> _WHAT IS NEEDED_:
Pictures stay out of the copy; set down each line of the listing below exactly.
## Start SOURCE MATERIAL
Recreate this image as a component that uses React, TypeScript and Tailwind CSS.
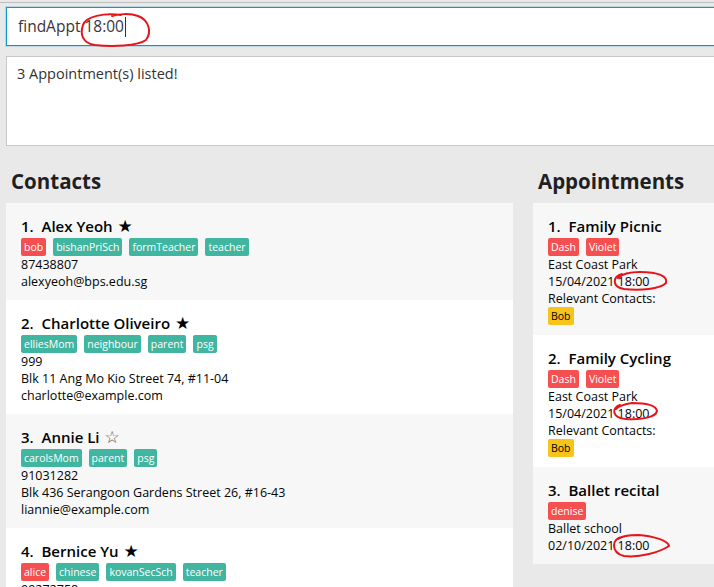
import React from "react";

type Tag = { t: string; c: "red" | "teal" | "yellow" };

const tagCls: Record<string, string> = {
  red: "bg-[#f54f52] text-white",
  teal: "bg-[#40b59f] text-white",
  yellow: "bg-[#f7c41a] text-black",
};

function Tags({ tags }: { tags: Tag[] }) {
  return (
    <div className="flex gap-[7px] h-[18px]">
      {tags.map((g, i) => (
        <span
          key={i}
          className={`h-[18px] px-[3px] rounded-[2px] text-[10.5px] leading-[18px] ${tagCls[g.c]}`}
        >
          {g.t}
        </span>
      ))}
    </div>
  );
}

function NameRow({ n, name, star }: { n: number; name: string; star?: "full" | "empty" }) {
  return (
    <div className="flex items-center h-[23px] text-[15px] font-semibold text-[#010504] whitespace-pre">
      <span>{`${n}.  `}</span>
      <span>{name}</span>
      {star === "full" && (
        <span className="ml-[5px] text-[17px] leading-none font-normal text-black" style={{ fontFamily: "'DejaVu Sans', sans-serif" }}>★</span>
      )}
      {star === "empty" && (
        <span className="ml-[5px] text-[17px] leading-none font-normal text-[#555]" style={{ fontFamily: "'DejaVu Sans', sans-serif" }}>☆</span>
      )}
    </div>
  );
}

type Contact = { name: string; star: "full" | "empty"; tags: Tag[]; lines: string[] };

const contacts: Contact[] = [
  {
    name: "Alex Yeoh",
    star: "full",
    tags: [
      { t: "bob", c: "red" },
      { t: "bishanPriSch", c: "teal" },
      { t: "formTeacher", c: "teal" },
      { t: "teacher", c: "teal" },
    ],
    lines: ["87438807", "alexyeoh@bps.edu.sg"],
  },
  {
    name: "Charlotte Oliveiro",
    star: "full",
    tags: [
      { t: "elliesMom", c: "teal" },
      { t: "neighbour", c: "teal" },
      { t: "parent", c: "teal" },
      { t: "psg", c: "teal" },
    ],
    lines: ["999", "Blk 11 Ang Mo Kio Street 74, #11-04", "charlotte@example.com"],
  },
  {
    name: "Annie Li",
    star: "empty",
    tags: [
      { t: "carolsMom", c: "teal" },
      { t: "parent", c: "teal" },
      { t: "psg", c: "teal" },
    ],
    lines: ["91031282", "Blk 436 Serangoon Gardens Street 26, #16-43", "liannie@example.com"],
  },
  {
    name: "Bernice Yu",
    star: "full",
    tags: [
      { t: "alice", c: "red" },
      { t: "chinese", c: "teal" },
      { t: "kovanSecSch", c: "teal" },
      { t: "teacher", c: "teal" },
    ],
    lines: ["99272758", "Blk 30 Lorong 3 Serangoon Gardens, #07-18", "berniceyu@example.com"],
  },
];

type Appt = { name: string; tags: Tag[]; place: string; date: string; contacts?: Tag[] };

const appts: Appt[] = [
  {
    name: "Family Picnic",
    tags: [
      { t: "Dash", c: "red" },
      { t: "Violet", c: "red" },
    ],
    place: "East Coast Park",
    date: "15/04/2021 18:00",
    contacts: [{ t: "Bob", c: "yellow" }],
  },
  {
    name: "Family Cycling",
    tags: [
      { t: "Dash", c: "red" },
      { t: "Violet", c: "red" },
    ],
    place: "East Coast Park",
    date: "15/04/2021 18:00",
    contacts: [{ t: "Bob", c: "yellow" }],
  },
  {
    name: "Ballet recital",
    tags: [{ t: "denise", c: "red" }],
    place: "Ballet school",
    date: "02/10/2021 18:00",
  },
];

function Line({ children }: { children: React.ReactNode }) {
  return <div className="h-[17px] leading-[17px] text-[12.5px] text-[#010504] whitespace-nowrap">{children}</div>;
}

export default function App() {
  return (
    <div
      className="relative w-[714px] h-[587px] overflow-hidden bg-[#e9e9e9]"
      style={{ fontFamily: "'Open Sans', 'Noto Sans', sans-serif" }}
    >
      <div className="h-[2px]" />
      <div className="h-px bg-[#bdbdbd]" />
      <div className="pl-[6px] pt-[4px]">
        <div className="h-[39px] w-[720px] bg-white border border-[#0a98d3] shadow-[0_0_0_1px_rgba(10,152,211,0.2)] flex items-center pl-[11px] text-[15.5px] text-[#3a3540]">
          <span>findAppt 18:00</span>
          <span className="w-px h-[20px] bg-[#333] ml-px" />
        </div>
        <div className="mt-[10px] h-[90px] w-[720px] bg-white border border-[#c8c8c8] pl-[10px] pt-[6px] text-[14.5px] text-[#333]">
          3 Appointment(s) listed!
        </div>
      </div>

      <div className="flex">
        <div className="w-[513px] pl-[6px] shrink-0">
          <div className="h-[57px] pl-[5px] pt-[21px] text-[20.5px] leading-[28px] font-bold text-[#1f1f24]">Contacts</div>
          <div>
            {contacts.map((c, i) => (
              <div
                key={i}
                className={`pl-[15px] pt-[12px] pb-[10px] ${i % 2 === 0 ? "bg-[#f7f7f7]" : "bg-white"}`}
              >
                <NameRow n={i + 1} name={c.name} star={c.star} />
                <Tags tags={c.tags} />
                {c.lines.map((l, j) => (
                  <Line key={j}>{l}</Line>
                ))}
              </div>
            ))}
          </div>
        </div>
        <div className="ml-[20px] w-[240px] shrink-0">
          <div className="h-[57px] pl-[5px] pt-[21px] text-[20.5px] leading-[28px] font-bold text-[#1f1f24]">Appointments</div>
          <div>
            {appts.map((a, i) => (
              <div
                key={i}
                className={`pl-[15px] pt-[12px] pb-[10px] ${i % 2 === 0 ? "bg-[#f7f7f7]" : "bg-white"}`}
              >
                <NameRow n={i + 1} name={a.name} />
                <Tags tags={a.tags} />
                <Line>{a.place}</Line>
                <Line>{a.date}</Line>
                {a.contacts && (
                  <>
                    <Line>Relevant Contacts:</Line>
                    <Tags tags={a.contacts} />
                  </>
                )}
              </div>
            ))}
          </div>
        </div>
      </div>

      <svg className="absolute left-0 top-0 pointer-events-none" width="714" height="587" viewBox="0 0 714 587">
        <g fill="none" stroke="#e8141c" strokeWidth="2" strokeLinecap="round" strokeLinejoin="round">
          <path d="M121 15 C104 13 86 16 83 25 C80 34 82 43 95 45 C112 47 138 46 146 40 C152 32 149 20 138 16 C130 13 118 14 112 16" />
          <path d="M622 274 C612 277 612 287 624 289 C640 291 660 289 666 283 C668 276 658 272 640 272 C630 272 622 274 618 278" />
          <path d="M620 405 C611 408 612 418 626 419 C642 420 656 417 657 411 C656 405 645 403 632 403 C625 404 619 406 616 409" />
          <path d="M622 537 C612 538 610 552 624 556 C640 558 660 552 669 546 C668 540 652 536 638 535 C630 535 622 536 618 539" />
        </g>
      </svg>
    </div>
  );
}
## End SOURCE MATERIAL
> _TASK SOLUTION_:
Recreate this image as a component that uses React, TypeScript and Tailwind CSS.
import React from "react";

type Tag = { t: string; c: "red" | "teal" | "yellow" };

const tagCls: Record<string, string> = {
  red: "bg-[#f54f52] text-white",
  teal: "bg-[#40b59f] text-white",
  yellow: "bg-[#f7c41a] text-black",
};

function Tags({ tags }: { tags: Tag[] }) {
  return (
    <div className="flex gap-[7px] h-[18px]">
      {tags.map((g, i) => (
        <span
          key={i}
          className={`h-[18px] px-[3px] rounded-[2px] text-[10.5px] leading-[18px] ${tagCls[g.c]}`}
        >
          {g.t}
        </span>
      ))}
    </div>
  );
}

function NameRow({ n, name, star }: { n: number; name: string; star?: "full" | "empty" }) {
  return (
    <div className="flex items-center h-[23px] text-[15px] font-semibold text-[#010504] whitespace-pre">
      <span>{`${n}.  `}</span>
      <span>{name}</span>
      {star === "full" && (
        <span className="ml-[5px] text-[17px] leading-none font-normal text-black" style={{ fontFamily: "'DejaVu Sans', sans-serif" }}>★</span>
      )}
      {star === "empty" && (
        <span className="ml-[5px] text-[17px] leading-none font-normal text-[#555]" style={{ fontFamily: "'DejaVu Sans', sans-serif" }}>☆</span>
      )}
    </div>
  );
}

type Contact = { name: string; star: "full" | "empty"; tags: Tag[]; lines: string[] };

const contacts: Contact[] = [
  {
    name: "Alex Yeoh",
    star: "full",
    tags: [
      { t: "bob", c: "red" },
      { t: "bishanPriSch", c: "teal" },
      { t: "formTeacher", c: "teal" },
      { t: "teacher", c: "teal" },
    ],
    lines: ["87438807", "alexyeoh@bps.edu.sg"],
  },
  {
    name: "Charlotte Oliveiro",
    star: "full",
    tags: [
      { t: "elliesMom", c: "teal" },
      { t: "neighbour", c: "teal" },
      { t: "parent", c: "teal" },
      { t: "psg", c: "teal" },
    ],
    lines: ["999", "Blk 11 Ang Mo Kio Street 74, #11-04", "charlotte@example.com"],
  },
  {
    name: "Annie Li",
    star: "empty",
    tags: [
      { t: "carolsMom", c: "teal" },
      { t: "parent", c: "teal" },
      { t: "psg", c: "teal" },
    ],
    lines: ["91031282", "Blk 436 Serangoon Gardens Street 26, #16-43", "liannie@example.com"],
  },
  {
    name: "Bernice Yu",
    star: "full",
    tags: [
      { t: "alice", c: "red" },
      { t: "chinese", c: "teal" },
      { t: "kovanSecSch", c: "teal" },
      { t: "teacher", c: "teal" },
    ],
    lines: ["99272758", "Blk 30 Lorong 3 Serangoon Gardens, #07-18", "berniceyu@example.com"],
  },
];

type Appt = { name: string; tags: Tag[]; place: string; date: string; contacts?: Tag[] };

const appts: Appt[] = [
  {
    name: "Family Picnic",
    tags: [
      { t: "Dash", c: "red" },
      { t: "Violet", c: "red" },
    ],
    place: "East Coast Park",
    date: "15/04/2021 18:00",
    contacts: [{ t: "Bob", c: "yellow" }],
  },
  {
    name: "Family Cycling",
    tags: [
      { t: "Dash", c: "red" },
      { t: "Violet", c: "red" },
    ],
    place: "East Coast Park",
    date: "15/04/2021 18:00",
    contacts: [{ t: "Bob", c: "yellow" }],
  },
  {
    name: "Ballet recital",
    tags: [{ t: "denise", c: "red" }],
    place: "Ballet school",
    date: "02/10/2021 18:00",
  },
];

function Line({ children }: { children: React.ReactNode }) {
  return <div className="h-[17px] leading-[17px] text-[12.5px] text-[#010504] whitespace-nowrap">{children}</div>;
}

export default function App() {
  return (
    <div
      className="relative w-[714px] h-[587px] overflow-hidden bg-[#e9e9e9]"
      style={{ fontFamily: "'Open Sans', 'Noto Sans', sans-serif" }}
    >
      <div className="h-[2px]" />
      <div className="h-px bg-[#bdbdbd]" />
      <div className="pl-[6px] pt-[4px]">
        <div className="h-[39px] w-[720px] bg-white border border-[#0a98d3] shadow-[0_0_0_1px_rgba(10,152,211,0.2)] flex items-center pl-[11px] text-[15.5px] text-[#3a3540]">
          <span>findAppt 18:00</span>
          <span className="w-px h-[20px] bg-[#333] ml-px" />
        </div>
        <div className="mt-[10px] h-[90px] w-[720px] bg-white border border-[#c8c8c8] pl-[10px] pt-[6px] text-[14.5px] text-[#333]">
          3 Appointment(s) listed!
        </div>
      </div>

      <div className="flex">
        <div className="w-[513px] pl-[6px] shrink-0">
          <div className="h-[57px] pl-[5px] pt-[21px] text-[20.5px] leading-[28px] font-bold text-[#1f1f24]">Contacts</div>
          <div>
            {contacts.map((c, i) => (
              <div
                key={i}
                className={`pl-[15px] pt-[12px] pb-[10px] ${i % 2 === 0 ? "bg-[#f7f7f7]" : "bg-white"}`}
              >
                <NameRow n={i + 1} name={c.name} star={c.star} />
                <Tags tags={c.tags} />
                {c.lines.map((l, j) => (
                  <Line key={j}>{l}</Line>
                ))}
              </div>
            ))}
          </div>
        </div>
        <div className="ml-[20px] w-[240px] shrink-0">
          <div className="h-[57px] pl-[5px] pt-[21px] text-[20.5px] leading-[28px] font-bold text-[#1f1f24]">Appointments</div>
          <div>
            {appts.map((a, i) => (
              <div
                key={i}
                className={`pl-[15px] pt-[12px] pb-[10px] ${i % 2 === 0 ? "bg-[#f7f7f7]" : "bg-white"}`}
              >
                <NameRow n={i + 1} name={a.name} />
                <Tags tags={a.tags} />
                <Line>{a.place}</Line>
                <Line>{a.date}</Line>
                {a.contacts && (
                  <>
                    <Line>Relevant Contacts:</Line>
                    <Tags tags={a.contacts} />
                  </>
                )}
              </div>
            ))}
          </div>
        </div>
      </div>

      <svg className="absolute left-0 top-0 pointer-events-none" width="714" height="587" viewBox="0 0 714 587">
        <g fill="none" stroke="#e8141c" strokeWidth="2" strokeLinecap="round" strokeLinejoin="round">
          <path d="M121 15 C104 13 86 16 83 25 C80 34 82 43 95 45 C112 47 138 46 146 40 C152 32 149 20 138 16 C130 13 118 14 112 16" />
          <path d="M622 274 C612 277 612 287 624 289 C640 291 660 289 666 283 C668 276 658 272 640 272 C630 272 622 274 618 278" />
          <path d="M620 405 C611 408 612 418 626 419 C642 420 656 417 657 411 C656 405 645 403 632 403 C625 404 619 406 616 409" />
          <path d="M622 537 C612 538 610 552 624 556 C640 558 660 552 669 546 C668 540 652 536 638 535 C630 535 622 536 618 539" />
        </g>
      </svg>
    </div>
  );
}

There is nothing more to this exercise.